The territory now known as Turkey was the center of the Ottoman Empire from 1299 to 1922 when it was re-established by Kemal Ataturk as a secular democracy whose natural borders are coastal.

And the territory known as Egypt, with desert and coastal borders, was managed as a kingdom for three thousand years, then by the Arab Muslim Empire for six centuries and as part of the Ottoman Empire from 1517 until that empire fell.  Its monarchy was overthrown in 1952 by Gamal Nasser.

So Iran, Egypt and Turkey each has a long history during which an ethno-linguistic majority established a culture in a territory defined largely by coastal borders.  Iraq also has a long history but lacks natural borders and has a divided population.  Saudi Arabia lacks agricultural potential and has only been a nation since oil was discovered.  The government of all five nations is in fact quite new.

The future of territories is determined to a great extent by geography.  The behavior of people is influenced by cultures that diverge over time.  But the behavior of what we imagine to be nations is decided not be those conceptual entities but by individuals such as Ibn Saud, Ayatollah Khomeini, Saddam Hussein, Kemal Ataturk and Gamal Nasser.

That’s a critical distinction because a territory and its people can, when characterized as a nation, inspire fear, hatred and violence, replacing what is real — people like us — with fantasy, an alien mass against which appalling violence seems necessary and right.

Terrible things happen when we condemn entire populations whose existence in the form of a nation is the product of our imagination.

We teach children who crush their thumb with a hammer not to fly into a rage at the hammer.  We must see for ourselves that it is not corporations and nations that take action but their leaders.


Beyond the Media Hype: Arms Exports

Most of us think beheading is barbaric and are horrified by 1,000 lashes and ten years in prison for a website advocating free speech.  We abhor child marriages and are appalled that women anywhere should need permission from a male guardian even to travel.

Sweden’s foreign minister recently denounced those policies and acts by Saudi Arabia as extreme violations of human decency.

She went on to say it would be wrong for Sweden to continue military cooperation with such a regime.  European Union countries had after all in 2008 established a Common Position on arms exports making “respect for human rights in the country of final destination” a precondition.

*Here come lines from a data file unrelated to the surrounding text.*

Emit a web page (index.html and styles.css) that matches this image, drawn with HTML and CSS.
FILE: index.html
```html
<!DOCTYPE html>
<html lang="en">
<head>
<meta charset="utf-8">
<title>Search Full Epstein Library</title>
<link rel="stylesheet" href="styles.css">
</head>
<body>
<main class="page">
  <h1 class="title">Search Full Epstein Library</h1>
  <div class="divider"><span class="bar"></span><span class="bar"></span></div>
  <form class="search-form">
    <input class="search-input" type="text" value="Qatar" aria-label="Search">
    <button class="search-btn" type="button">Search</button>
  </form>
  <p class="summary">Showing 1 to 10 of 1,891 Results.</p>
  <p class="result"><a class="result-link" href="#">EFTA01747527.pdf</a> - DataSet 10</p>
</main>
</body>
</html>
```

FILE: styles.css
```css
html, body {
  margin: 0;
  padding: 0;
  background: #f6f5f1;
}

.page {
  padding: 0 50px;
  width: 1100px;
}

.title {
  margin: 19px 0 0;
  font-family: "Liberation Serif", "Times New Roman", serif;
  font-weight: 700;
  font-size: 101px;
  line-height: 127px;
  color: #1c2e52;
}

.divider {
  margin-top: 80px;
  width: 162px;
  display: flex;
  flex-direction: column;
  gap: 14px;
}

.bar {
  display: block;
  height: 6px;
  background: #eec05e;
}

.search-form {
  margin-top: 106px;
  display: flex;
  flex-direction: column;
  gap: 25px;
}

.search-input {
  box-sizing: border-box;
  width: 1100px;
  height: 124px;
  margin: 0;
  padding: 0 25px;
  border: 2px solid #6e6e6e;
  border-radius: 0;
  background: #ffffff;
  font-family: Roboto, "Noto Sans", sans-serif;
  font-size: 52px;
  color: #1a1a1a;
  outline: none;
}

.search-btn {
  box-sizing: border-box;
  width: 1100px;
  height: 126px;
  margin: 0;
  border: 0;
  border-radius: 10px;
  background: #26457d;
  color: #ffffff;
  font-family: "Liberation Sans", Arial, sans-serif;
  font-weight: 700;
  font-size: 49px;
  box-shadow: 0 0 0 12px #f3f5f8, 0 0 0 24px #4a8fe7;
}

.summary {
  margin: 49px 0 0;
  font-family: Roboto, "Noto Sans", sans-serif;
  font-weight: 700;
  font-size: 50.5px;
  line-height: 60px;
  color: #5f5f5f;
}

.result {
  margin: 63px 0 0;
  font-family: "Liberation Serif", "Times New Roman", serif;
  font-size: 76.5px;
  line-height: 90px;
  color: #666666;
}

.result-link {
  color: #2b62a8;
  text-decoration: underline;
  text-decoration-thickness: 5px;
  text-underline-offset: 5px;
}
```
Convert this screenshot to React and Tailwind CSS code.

The Saudi regime’s response was to withdrew its ambassador and stop issuing visas to Swedish businessmen.  Its allies condemned Sweden’s ‘unacceptable interference in the internal affairs of the Kingdom of Saudi Arabia.’  The United Arab Emirates withdrew their ambassador, too.

How would the Swedish government respond?  Sweden sold more than half a billion dollars worth of arms to Saudi Arabia from 2011 to 2014 and the Saudi regime is expected to buy 52% more arms this year than last.  Would Sweden give up such a huge opportunity?

And the impact could be much broader than Sweden’s arms exporters alone.  Denmark was hit with a major international boycott when a Danish newspaper published Muhammed cartoons in 2005.

Lobbying by Sweden’s business leaders began immediately.  Thirty chief executives signed an open letter saying that breaking the arms trade agreement ‘would jeopardize Sweden’s reputation as a trade and co-operation partner.’

Sweden’s king called the foreign minister to his palace and told her to back off.  The Constitution grants him no power, but…

And the Saudi regime positioned the minister’s denunciation of their human rights abuses as anti-Muslim hatred.

It looked like business priorities would trump human decency.  But, after no doubt agonized debate, the Swedish government announced the cancellation of its military cooperation with Saudi Arabia.  And a couple of weeks later Saudi Arabian media published a fabricated apology by Sweden along with the news that its ambassador would return.

This is a heartening story for anyone who thinks beheading and so forth is barbaric.  But it was little reported in Europe and almost not at all here.  So we must also note a couple of other things.

First, our US government supports the Saudi regime not just because we want their oil but because since we destroyed Iraq, it alone balances Iran’s power in the Middle East.

Middle East Map

Americans fear Iran.  We do not remember overthrowing Iran’s democratically elected government in 1953 and replacing it with the Shah’s dictatorship.  All we remember is the theocratic regime that overthrew our friend the Shah holding our Embassy staff hostage.  We imagine an Iran that we have always treated well but which is our mortal enemy for religious reasons.  And our ally Israel considers Iran an existential threat because it supports its Shia fellows, Hezbollah and Hamas, working for the Palestinian State that Israel’s newly re-elected leader declared he will resist to the end.

Second, Sweden’s admirable decision removes a competitor for Saudi Arabia’s arms purchases.

Arms Exporters

This March 2015 Stockholm International Peace Research Institute report notes that we delivered major weapons to at least 94 countries in 2010-14.

The world’s largest importer, India, increased its purchases by 140% from 2005-2009, chiefly from Russia.  The second largest, Saudi Arabia, increased its purchases  by 400%, supplied chiefly by the UK (36%) and the USA (35%).Arms ImportersWe delivered $8.4 billion of arms to Saudi Arabia and their Iran-facing neighbor United Arab Emirates last year, up from $6 billion the previous year.

A growing share of big fast-growing markets is what every business leader wants.

The Swedish government decided human rights trump what arms business leaders want.  My government is sticking with the opposite decision.